European governments arranged an 85 billion euro ($110 billion) aid package for Ireland in November, to be funded with bond sales this year and next. Greece received a bailout in May.

Portuguese bond yields have climbed for the past month on speculation the nation will be next to seek aid from the European Union. The extra yield investors demand to hold 10-year Portuguese debt instead of same maturity German bunds widened to 4.33 percentage points on Jan. 7, the most since November. The spread narrowed to 4.15 percentage points yesterday after traders said the European Central Bank bought the debt.

Sovereign Bonds Drop

Treasuries are little changed this month, following a 2.7 percent decline in the fourth quarter, Bank of America Merrill Lynch indexes show.

A gauge of sovereign bonds dropped 0.2 percent in January, according to the data. It’s lost 2.6 percent in the slide that started in September.

Bonds tumbled as the U.S. economy, the world’s biggest, showed signs of improvement. A government report on Jan. 14 will say U.S. retail sales rose for sixth month, according to economists. Ford Motor Co., which manufacturers the Fiesta and Mustang automobiles, said yesterday it plans to hire more than 7,000 workers.

The $32 billion of three-year notes scheduled for sale yielded 1.02 percent in pre-auction trading, rising from 0.862 percent at the previous sale of the securities on Dec. 7.

Lower Demand

Investors bid for 2.91 times the amount of available debt last month.
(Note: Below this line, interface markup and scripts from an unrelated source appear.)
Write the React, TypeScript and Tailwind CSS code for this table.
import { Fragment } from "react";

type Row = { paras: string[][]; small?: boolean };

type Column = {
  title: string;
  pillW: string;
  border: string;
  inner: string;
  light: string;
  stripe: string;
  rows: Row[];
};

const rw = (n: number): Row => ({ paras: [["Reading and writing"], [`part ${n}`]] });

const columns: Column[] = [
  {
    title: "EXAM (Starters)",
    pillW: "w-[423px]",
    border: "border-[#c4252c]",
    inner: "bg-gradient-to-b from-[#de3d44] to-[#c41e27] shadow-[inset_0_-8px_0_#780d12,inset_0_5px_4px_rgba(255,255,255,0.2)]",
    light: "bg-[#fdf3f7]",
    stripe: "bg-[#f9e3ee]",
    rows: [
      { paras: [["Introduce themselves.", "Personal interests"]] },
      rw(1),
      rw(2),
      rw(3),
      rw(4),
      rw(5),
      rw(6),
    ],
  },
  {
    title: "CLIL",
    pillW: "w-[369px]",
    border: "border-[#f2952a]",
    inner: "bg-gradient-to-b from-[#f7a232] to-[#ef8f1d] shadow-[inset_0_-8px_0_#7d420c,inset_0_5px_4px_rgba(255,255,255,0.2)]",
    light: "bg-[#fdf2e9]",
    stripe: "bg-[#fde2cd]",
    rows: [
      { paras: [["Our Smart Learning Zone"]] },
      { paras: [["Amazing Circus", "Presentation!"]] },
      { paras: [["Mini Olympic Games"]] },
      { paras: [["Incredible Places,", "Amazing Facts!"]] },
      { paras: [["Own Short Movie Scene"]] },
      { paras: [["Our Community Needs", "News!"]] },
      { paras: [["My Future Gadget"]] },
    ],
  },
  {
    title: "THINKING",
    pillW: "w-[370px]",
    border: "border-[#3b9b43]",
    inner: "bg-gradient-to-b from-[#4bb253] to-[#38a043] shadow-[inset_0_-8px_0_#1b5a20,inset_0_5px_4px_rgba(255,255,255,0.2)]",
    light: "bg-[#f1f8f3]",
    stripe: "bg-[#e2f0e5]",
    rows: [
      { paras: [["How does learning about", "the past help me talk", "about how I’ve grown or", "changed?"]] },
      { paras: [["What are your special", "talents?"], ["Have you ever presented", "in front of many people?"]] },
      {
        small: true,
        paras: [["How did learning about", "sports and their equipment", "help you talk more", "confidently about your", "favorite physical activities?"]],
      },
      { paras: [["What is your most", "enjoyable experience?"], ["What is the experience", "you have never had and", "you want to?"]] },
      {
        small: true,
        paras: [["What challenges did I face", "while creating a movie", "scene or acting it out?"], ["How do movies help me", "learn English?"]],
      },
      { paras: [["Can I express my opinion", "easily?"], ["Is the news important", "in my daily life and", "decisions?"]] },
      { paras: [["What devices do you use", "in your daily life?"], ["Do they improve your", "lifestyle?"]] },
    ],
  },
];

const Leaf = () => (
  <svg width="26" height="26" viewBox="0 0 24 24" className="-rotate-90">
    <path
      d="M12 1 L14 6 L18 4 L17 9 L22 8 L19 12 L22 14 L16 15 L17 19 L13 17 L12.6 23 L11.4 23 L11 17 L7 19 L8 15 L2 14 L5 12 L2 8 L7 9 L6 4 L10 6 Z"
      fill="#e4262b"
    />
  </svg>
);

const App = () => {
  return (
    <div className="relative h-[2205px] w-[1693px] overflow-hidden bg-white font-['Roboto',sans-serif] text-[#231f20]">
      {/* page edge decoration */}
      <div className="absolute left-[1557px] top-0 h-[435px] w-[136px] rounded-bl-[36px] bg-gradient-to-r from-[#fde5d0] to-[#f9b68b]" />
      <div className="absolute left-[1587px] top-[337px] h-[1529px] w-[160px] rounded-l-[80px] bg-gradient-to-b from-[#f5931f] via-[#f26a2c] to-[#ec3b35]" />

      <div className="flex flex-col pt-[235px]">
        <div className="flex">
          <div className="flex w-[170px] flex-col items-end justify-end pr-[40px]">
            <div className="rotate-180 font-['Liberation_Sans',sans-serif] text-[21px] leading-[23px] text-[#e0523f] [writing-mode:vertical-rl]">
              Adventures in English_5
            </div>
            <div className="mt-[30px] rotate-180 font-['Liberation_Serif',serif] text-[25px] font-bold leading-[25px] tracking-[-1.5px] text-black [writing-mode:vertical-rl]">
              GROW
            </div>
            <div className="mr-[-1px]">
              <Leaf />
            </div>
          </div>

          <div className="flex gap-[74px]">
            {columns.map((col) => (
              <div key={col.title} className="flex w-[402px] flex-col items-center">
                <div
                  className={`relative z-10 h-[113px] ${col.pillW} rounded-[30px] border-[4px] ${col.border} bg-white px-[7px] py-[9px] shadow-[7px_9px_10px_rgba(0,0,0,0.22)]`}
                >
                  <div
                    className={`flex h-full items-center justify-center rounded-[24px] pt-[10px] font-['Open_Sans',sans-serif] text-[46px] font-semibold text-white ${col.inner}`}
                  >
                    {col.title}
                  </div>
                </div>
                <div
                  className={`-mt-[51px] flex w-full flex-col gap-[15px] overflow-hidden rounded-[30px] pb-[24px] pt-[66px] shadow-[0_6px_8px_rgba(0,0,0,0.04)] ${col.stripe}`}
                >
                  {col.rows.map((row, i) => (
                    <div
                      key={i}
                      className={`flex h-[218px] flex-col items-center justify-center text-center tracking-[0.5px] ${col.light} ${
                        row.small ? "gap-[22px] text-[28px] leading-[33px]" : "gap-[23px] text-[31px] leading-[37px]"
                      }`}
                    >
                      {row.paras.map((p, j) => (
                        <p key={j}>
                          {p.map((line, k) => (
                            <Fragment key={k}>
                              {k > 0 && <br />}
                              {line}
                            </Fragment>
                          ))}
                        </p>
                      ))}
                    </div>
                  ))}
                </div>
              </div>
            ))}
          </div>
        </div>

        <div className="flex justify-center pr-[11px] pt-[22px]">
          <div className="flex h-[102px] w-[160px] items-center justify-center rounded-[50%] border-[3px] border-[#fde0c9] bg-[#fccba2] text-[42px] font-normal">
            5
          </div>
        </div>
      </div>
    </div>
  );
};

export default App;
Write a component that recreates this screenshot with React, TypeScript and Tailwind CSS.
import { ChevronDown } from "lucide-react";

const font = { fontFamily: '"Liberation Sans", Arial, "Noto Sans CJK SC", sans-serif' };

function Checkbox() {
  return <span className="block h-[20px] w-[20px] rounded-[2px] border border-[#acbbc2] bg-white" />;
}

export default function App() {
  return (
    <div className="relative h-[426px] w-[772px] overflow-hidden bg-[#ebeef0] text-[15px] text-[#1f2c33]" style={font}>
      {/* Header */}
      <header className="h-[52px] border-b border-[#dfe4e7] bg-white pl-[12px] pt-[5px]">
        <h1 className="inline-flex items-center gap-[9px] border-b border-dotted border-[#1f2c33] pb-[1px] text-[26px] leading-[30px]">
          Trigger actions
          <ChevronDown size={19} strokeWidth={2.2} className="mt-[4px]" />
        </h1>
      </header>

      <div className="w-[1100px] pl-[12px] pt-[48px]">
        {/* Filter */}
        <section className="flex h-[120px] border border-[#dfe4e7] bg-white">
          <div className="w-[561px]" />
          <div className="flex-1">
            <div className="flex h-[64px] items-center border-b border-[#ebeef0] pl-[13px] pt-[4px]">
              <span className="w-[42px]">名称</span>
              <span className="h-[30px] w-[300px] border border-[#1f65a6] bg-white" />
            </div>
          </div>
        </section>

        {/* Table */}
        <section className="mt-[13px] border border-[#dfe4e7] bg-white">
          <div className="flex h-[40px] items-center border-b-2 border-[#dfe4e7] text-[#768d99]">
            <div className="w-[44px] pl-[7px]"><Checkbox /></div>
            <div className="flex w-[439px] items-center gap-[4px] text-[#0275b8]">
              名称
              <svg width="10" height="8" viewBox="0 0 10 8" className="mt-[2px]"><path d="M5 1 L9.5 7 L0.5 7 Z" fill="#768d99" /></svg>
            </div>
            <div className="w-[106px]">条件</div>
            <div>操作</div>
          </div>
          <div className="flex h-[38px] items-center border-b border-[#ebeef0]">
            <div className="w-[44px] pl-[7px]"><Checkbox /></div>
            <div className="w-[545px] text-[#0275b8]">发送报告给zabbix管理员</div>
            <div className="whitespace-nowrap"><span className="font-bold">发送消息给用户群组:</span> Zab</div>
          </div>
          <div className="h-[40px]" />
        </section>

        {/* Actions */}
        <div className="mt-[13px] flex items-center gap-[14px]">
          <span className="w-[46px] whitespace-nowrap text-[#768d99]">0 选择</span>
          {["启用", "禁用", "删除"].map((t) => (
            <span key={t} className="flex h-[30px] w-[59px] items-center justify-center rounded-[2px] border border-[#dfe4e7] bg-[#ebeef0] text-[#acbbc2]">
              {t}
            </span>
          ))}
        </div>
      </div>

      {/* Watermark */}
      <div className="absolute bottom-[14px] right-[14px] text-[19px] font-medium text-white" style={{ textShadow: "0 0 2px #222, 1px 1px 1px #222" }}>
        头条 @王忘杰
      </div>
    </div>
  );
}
The average for the past 10 auctions is 3.16.

Indirect bidders, which include foreign central banks, bought 36.7 percent of the securities, versus the 10-sale average of 42.6 percent.

Direct bidders, non-primary dealers buying for their own accounts, purchased 18 percent of the notes, the most in 11 months.

Fixed-income bulls say the U.S. economy isn’t strong enough for the Federal Reserve to raise interest rates.

Fed Bank of Atlanta President Dennis Lockhart cited uncertainty among businesses and consumers and damaged housing and credit markets as holding back growth.

“The headwinds I have emphasized will restrain growth but not stop it,” Lockhart said yesterday in prepared remarks for a speech in Atlanta that was canceled because of snow.

Traders are underestimating how long it will take the central bank to raise borrowing costs, and yields are poised to decline, Bank of America Merrill Lynch said in a report.

0.5% in 2012

Federal funds futures contracts for delivery in March 2012 yield 0.51 percent, indicating investors expect the central bank to increase its target for overnight lending to that level by then. The Fed cut the target to a range of zero to 0.25 percent in December 2008.

“There are some downside risks to the recovery,” Bank of America analysts led by Priya Misra in New York wrote in the Jan. 7 report. “This should keep the Fed on hold for longer than the market has priced in,” according to the company, which is one of the 18 primary dealers obligated to bid at U.S. government debt sales.

The Fed is scheduled to buy $7 billion to $9 billion of Treasuries due from July 2016 to December 2017 today as part of its plan to spur the economy, according to its website.

“It will take time to confirm the economic recovery before yields can rise,” said Kei Katayama, who helps oversee the equivalent of $55 billion as leader of the foreign fixed-income group at Daiwa SB Investments Ltd. in Tokyo.

The economy will gain traction in 2011, said Rob da Silva, who helps oversee $227.4 billion in Sydney at Principal Global Investors, part of Principal Financial Group Inc. based in Des Moines, Iowa.

“For the year, the pressure is more likely to be upward on Treasury yields,” he said. “The recovery seems to be broadening out and gaining a more reasonable foothold.” Principal is favoring corporate bonds over Treasuries, da Silva said.